Guidance on making asynchronous queries


I was wondering if there documentation on how to conduct asynchronous queries of data (just like the example for upserts in parallel. My index is relatively small (20k vectors) but I need to query millions of ‘unseen’ vectors against the index to find similar vectors.


1 Like

Hi @jltparc,

First, welcome to the Pinecone forums!

Queries are run in the order they’re received, and are non-blocking read operations. So you shouldn’t have to include any asynchronous logic when running them.

Can you share more details about the types of queries you’re running?
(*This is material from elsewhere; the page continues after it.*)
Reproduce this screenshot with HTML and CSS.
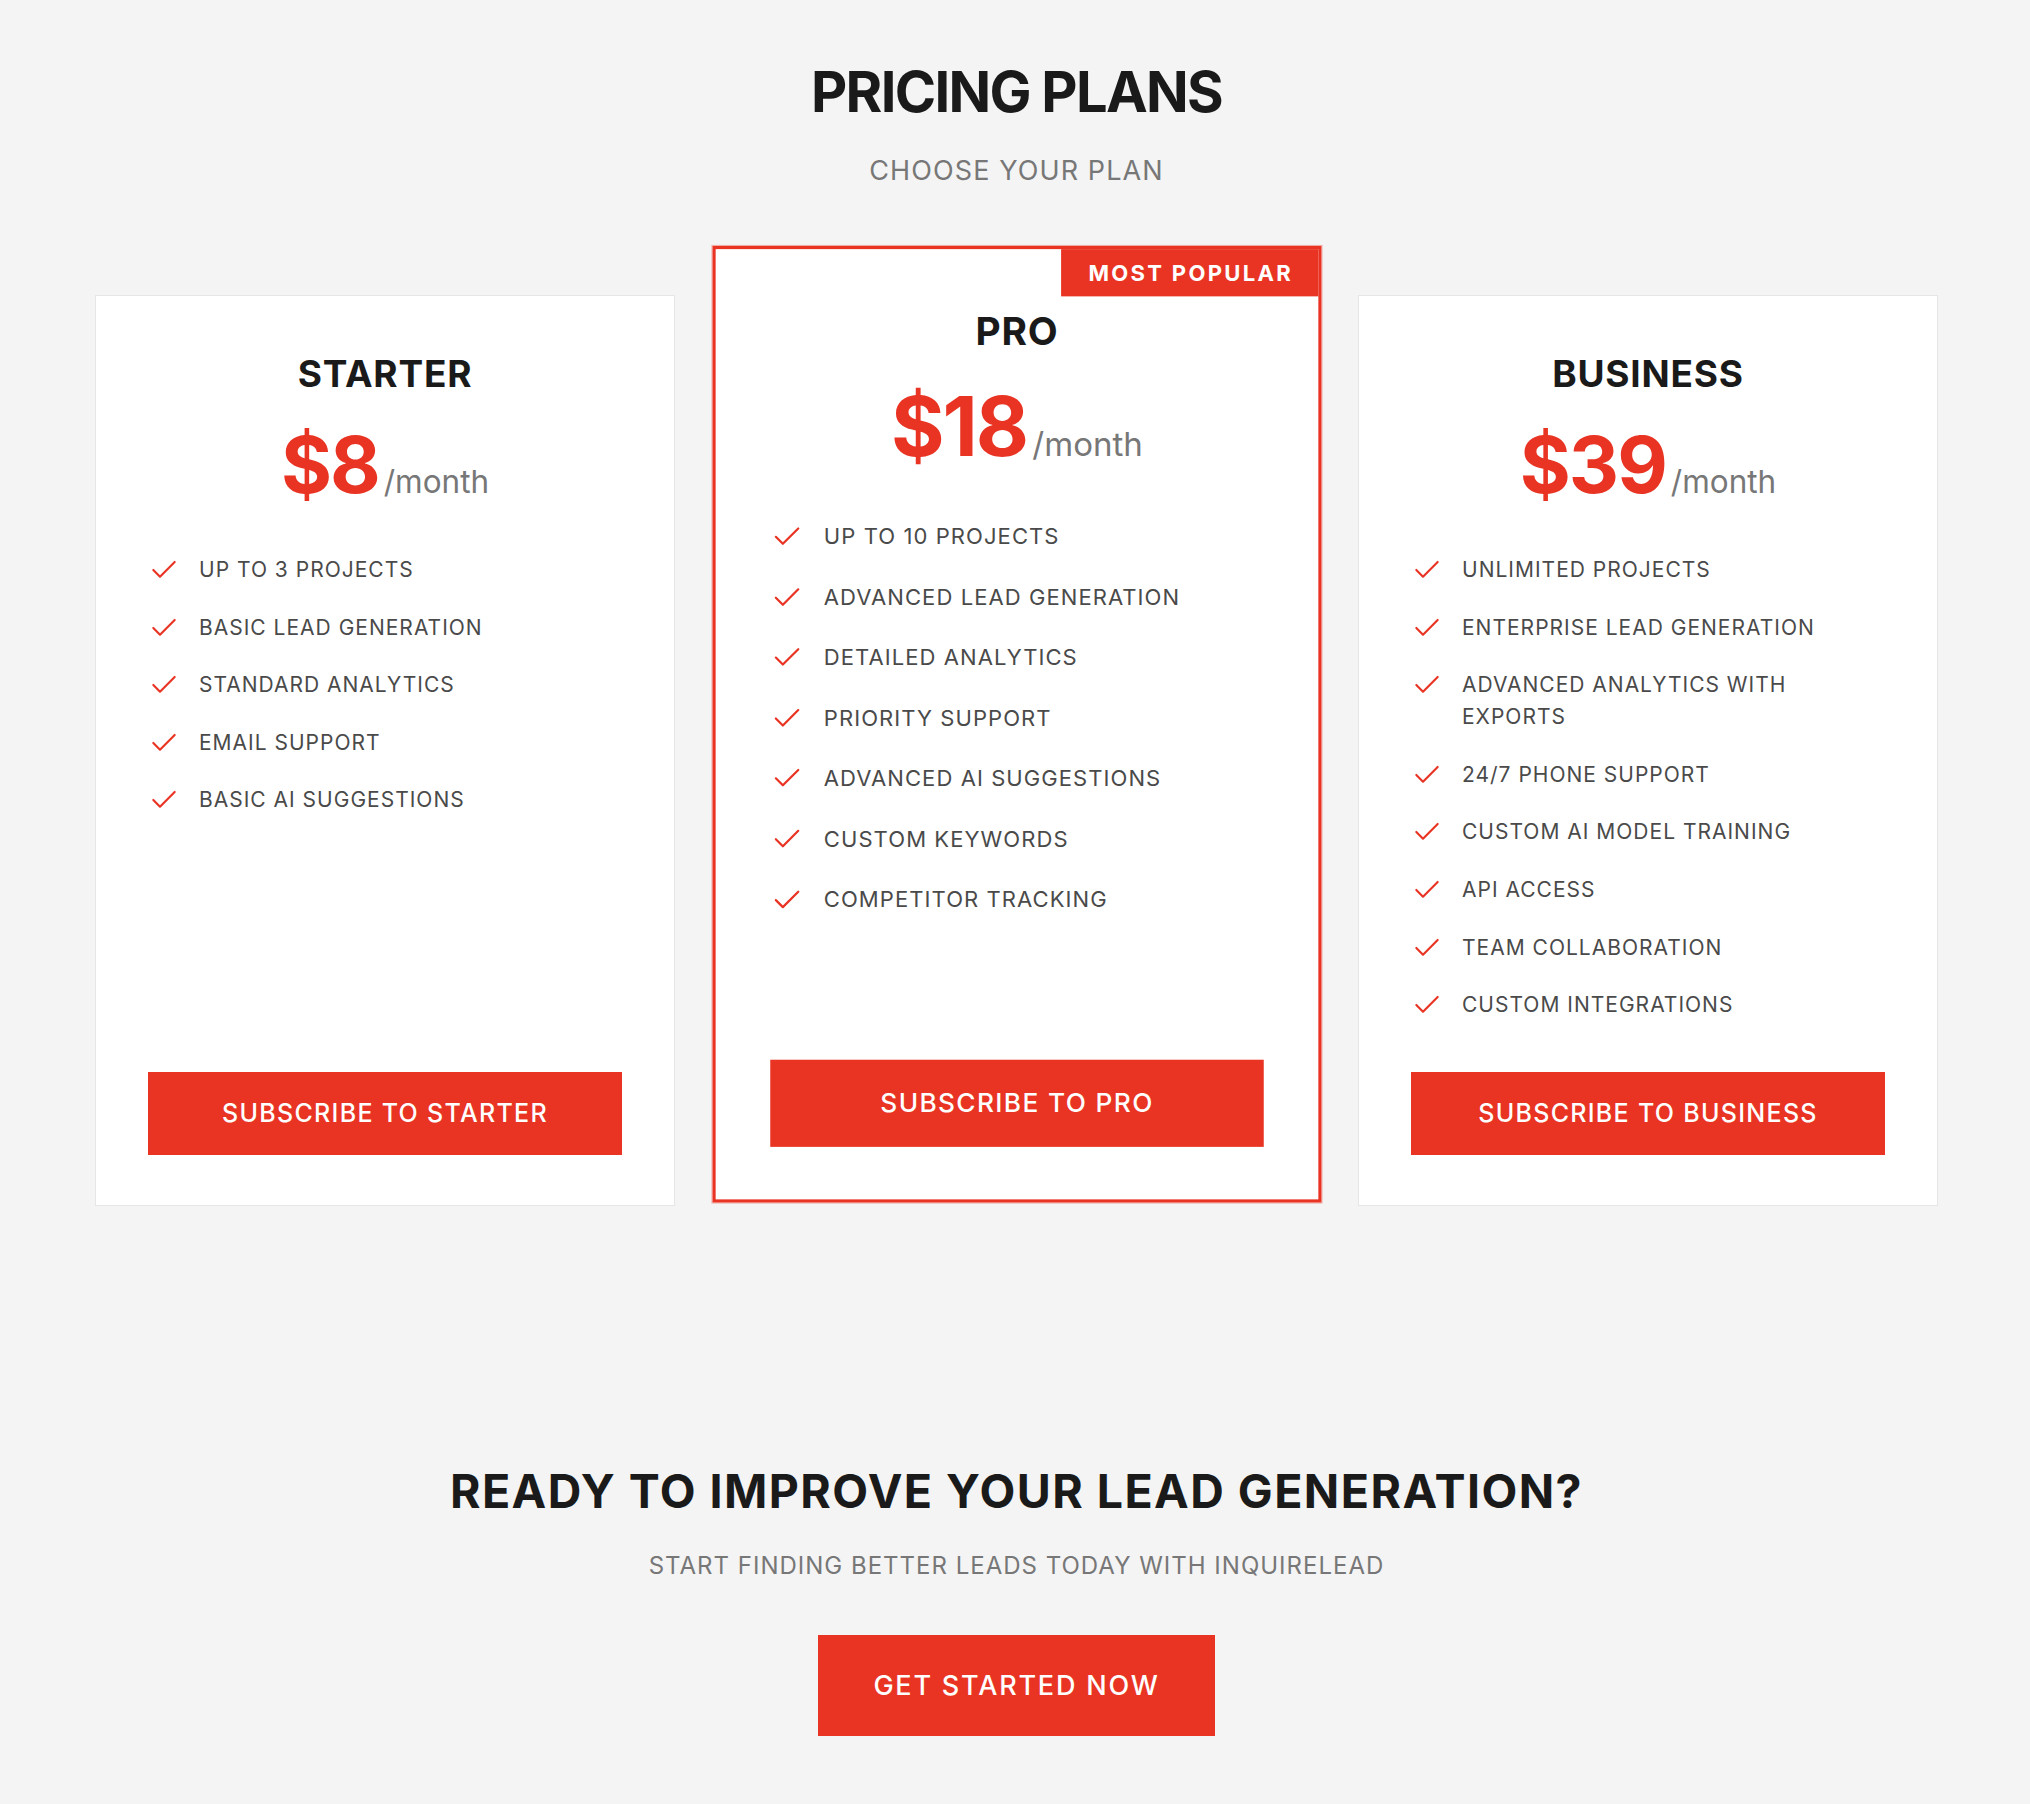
FILE: index.html
```html
<!DOCTYPE html>
<html lang="en">
<head>
<meta charset="utf-8">
<title>Pricing Plans</title>
<link rel="stylesheet" href="styles.css">
</head>
<body>
<section class="pricing">
  <h1 class="pricing-title">PRICING PLANS</h1>
  <p class="pricing-sub">CHOOSE YOUR PLAN</p>
  <div class="plans">
    <div class="card">
      <h2 class="plan-name">STARTER</h2>
      <div class="price"><span class="amount">$8</span><span class="per">/month</span></div>
      <ul class="features">
        <li><svg class="check" viewBox="0 0 24 24"><path d="M20 6 9 17l-5-5"/></svg><span>UP TO 3 PROJECTS</span></li>
        <li><svg class="check" viewBox="0 0 24 24"><path d="M20 6 9 17l-5-5"/></svg><span>BASIC LEAD GENERATION</span></li>
        <li><svg class="check" viewBox="0 0 24 24"><path d="M20 6 9 17l-5-5"/></svg><span>STANDARD ANALYTICS</span></li>
        <li><svg class="check" viewBox="0 0 24 24"><path d="M20 6 9 17l-5-5"/></svg><span>EMAIL SUPPORT</span></li>
        <li><svg class="check" viewBox="0 0 24 24"><path d="M20 6 9 17l-5-5"/></svg><span>BASIC AI SUGGESTIONS</span></li>
      </ul>
      <a class="btn" href="#">SUBSCRIBE TO STARTER</a>
    </div>
    <div class="card popular">
      <div class="badge">MOST POPULAR</div>
      <h2 class="plan-name">PRO</h2>
      <div class="price"><span class="amount">$18</span><span class="per">/month</span></div>
      <ul class="features">
        <li><svg class="check" viewBox="0 0 24 24"><path d="M20 6 9 17l-5-5"/></svg><span>UP TO 10 PROJECTS</span></li>
        <li><svg class="check" viewBox="0 0 24 24"><path d="M20 6 9 17l-5-5"/></svg><span>ADVANCED LEAD GENERATION</span></li>
        <li><svg class="check" viewBox="0 0 24 24"><path d="M20 6 9 17l-5-5"/></svg><span>DETAILED ANALYTICS</span></li>
        <li><svg class="check" viewBox="0 0 24 24"><path d="M20 6 9 17l-5-5"/></svg><span>PRIORITY SUPPORT</span></li>
        <li><svg class="check" viewBox="0 0 24 24"><path d="M20 6 9 17l-5-5"/></svg><span>ADVANCED AI SUGGESTIONS</span></li>
        <li><svg class="check" viewBox="0 0 24 24"><path d="M20 6 9 17l-5-5"/></svg><span>CUSTOM KEYWORDS</span></li>
        <li><svg class="check" viewBox="0 0 24 24"><path d="M20 6 9 17l-5-5"/></svg><span>COMPETITOR TRACKING</span></li>
      </ul>
      <a class="btn" href="#">SUBSCRIBE TO PRO</a>
    </div>
    <div class="card">
      <h2 class="plan-name">BUSINESS</h2>
      <div class="price"><span class="amount">$39</span><span class="per">/month</span></div>
      <ul class="features">
        <li><svg class="check" viewBox="0 0 24 24"><path d="M20 6 9 17l-5-5"/></svg><span>UNLIMITED PROJECTS</span></li>
        <li><svg class="check" viewBox="0 0 24 24"><path d="M20 6 9 17l-5-5"/></svg><span>ENTERPRISE LEAD GENERATION</span></li>
        <li><svg class="check" viewBox="0 0 24 24"><path d="M20 6 9 17l-5-5"/></svg><span>ADVANCED ANALYTICS WITH EXPORTS</span></li>
        <li><svg class="check" viewBox="0 0 24 24"><path d="M20 6 9 17l-5-5"/></svg><span>24/7 PHONE SUPPORT</span></li>
        <li><svg class="check" viewBox="0 0 24 24"><path d="M20 6 9 17l-5-5"/></svg><span>CUSTOM AI MODEL TRAINING</span></li>
        <li><svg class="check" viewBox="0 0 24 24"><path d="M20 6 9 17l-5-5"/></svg><span>API ACCESS</span></li>
        <li><svg class="check" viewBox="0 0 24 24"><path d="M20 6 9 17l-5-5"/></svg><span>TEAM COLLABORATION</span></li>
        <li><svg class="check" viewBox="0 0 24 24"><path d="M20 6 9 17l-5-5"/></svg><span>CUSTOM INTEGRATIONS</span></li>
      </ul>
      <a class="btn" href="#">SUBSCRIBE TO BUSINESS</a>
    </div>
  </div>
</section>
<section class="cta">
  <h2 class="cta-title">READY TO IMPROVE YOUR LEAD GENERATION?</h2>
  <p class="cta-sub">START FINDING BETTER LEADS TODAY WITH INQUIRELEAD</p>
  <a class="cta-btn" href="#">GET STARTED NOW</a>
</section>
</body>
</html>
```
FILE: styles.css
```css
html, body {
  margin: 0;
}
body {
  padding-left: 3px;
  background: #f4f4f4;
  font-family: Inter, "Noto Sans", "Liberation Sans", sans-serif;
  color: #1a1a1a;
}
.pricing {
  padding-top: 59px;
  text-align: center;
}
.pricing-title {
  margin: 0;
  font-size: 56px;
  line-height: 67px;
  font-weight: 700;
  letter-spacing: -1.7px;
  color: #1a1a1a;
}
.pricing-sub {
  margin: 27px 0 0;
  font-size: 27px;
  line-height: 36px;
  letter-spacing: 1.1px;
  color: #777;
}
.plans {
  display: grid;
  grid-template-columns: repeat(3, 580px);
  column-gap: 51.5px;
  justify-content: center;
  margin-top: 106px;
}
.card {
  position: relative;
  display: flex;
  flex-direction: column;
  background: #fff;
  border: 1px solid #e6e6e6;
  padding: 56px 52px 50px;
  text-align: left;
}
.card.popular {
  border: 3px solid #e93424;
  box-shadow: 0 0 0 1px rgba(233, 52, 36, 0.35);
  transform: scale(1.05) translateY(-25px);
  z-index: 1;
}
.badge {
  position: absolute;
  top: 0;
  right: 0;
  background: #e93424;
  color: #fff;
  font-size: 21px;
  line-height: 25px;
  font-weight: 700;
  letter-spacing: 2.2px;
  padding: 10px 24px 10px 26px;
}
.plan-name {
  margin: 0;
  text-align: center;
  font-size: 37px;
  line-height: 44px;
  font-weight: 700;
  letter-spacing: 0.8px;
  color: #1a1a1a;
}
.price {
  display: flex;
  justify-content: center;
  align-items: baseline;
  margin-top: 30px;
}
.amount {
  font-size: 78px;
  line-height: 78px;
  font-weight: 700;
  letter-spacing: -2px;
  color: #e93424;
}
.per {
  margin-left: 5px;
  font-size: 31.5px;
  line-height: 36px;
  color: #777;
}
.features {
  flex: 1;
  list-style: none;
  margin: 50px 0 51px;
  padding: 0;
  display: flex;
  flex-direction: column;
  gap: 25.6px;
}
.features li {
  display: flex;
  align-items: flex-start;
  gap: 19px;
  font-size: 21px;
  line-height: 32px;
  letter-spacing: 1px;
  color: #4a4a4a;
}
.check {
  flex: none;
  width: 32px;
  height: 32px;
  fill: none;
  stroke: #e93424;
  stroke-width: 1.6;
  stroke-linecap: round;
  stroke-linejoin: round;
}
.btn {
  display: block;
  background: #e93424;
  color: #fff;
  text-align: center;
  text-decoration: none;
  font-size: 25px;
  line-height: 29px;
  font-weight: 500;
  letter-spacing: 1.3px;
  padding: 27px 0;
}
.cta {
  text-align: center;
  padding: 258px 0 67px;
}
.cta-title {
  margin: 0;
  font-size: 46.5px;
  line-height: 55px;
  font-weight: 700;
  letter-spacing: 1.45px;
  color: #1a1a1a;
}
.cta-sub {
  margin: 30px 0 0;
  font-size: 24px;
  line-height: 34px;
  letter-spacing: 1px;
  color: #777;
}
.cta-btn {
  display: inline-block;
  vertical-align: top;
  margin-top: 52px;
  padding: 35px 55px;
  background: #e93424;
  color: #fff;
  text-decoration: none;
  font-size: 27px;
  line-height: 31px;
  font-weight: 500;
  letter-spacing: 1.8px;
}
```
If you’re running hundreds at a time we don’t have a mechanism for batched reads like with upserts; there’s a deprecated method in the docs to query multiple vectors simultaneously but we don’t recommend using that.

You might be able to average your vectors in groups, run a single read on the resulting vector, then only query the constituent vectors if that one meets a certain threshold. This may take some experimenting to get right (if your outliers are too close to your corpus of expected values they may get drowned out if they’re averaged with too many expected values).

Hi @Cory_Pinecone – thanks for the response. To clarify non-blocking read operations, it seems that index.query is a blocking operation in the current version of the Python SDK, and (as you mention) the batched query system seems to be deprecated.

As such, in a use case where a large of queries need to be made at once, the naive approach does not allow any parallelization. Is the guidance to use the built-in Python primitives for parallelism (asyncio, threadpool, etc), or is there any Pinecone specific recommendations? I’m not able to find much in the documentation and SDK source code, so I imagine the Python builtins are my best bet, but wanted to check.



You were able to find any best practices here?

I would also want to be able to await an index.query. Making it blocking greatly reduces performance when lots of sequential queries are necessary.

1 Like

i am querying against over 3million input embeddings. so i need this to be as fast as possible. so parallel querying (e.g. multiple pods or replicas??) would be very helpful. a best practices code in python would be very useful

I made changes to support async querying. It turns out the underlying HTTP library does support this (through multiprocessing pool), if you pass async_req=True to query. However, the pinecone library’s Index::query method doesn’t handle the AsyncResult that comes back, as they attempt to parse_query_response assuming it’s actually a response instead of an AsyncResult. So I inherited off of Index and made my own class.

You can see the approach here:

It returns an ‘AsyncHandle’ (wrapper class in the gist), so you can call ‘get’ when you want to wait for the results. I didn’t have an easier way to chain this on short notice.

To use, instantiate AsyncIndex with num_threads to be like 30 or something. Remember you want to keep the index around.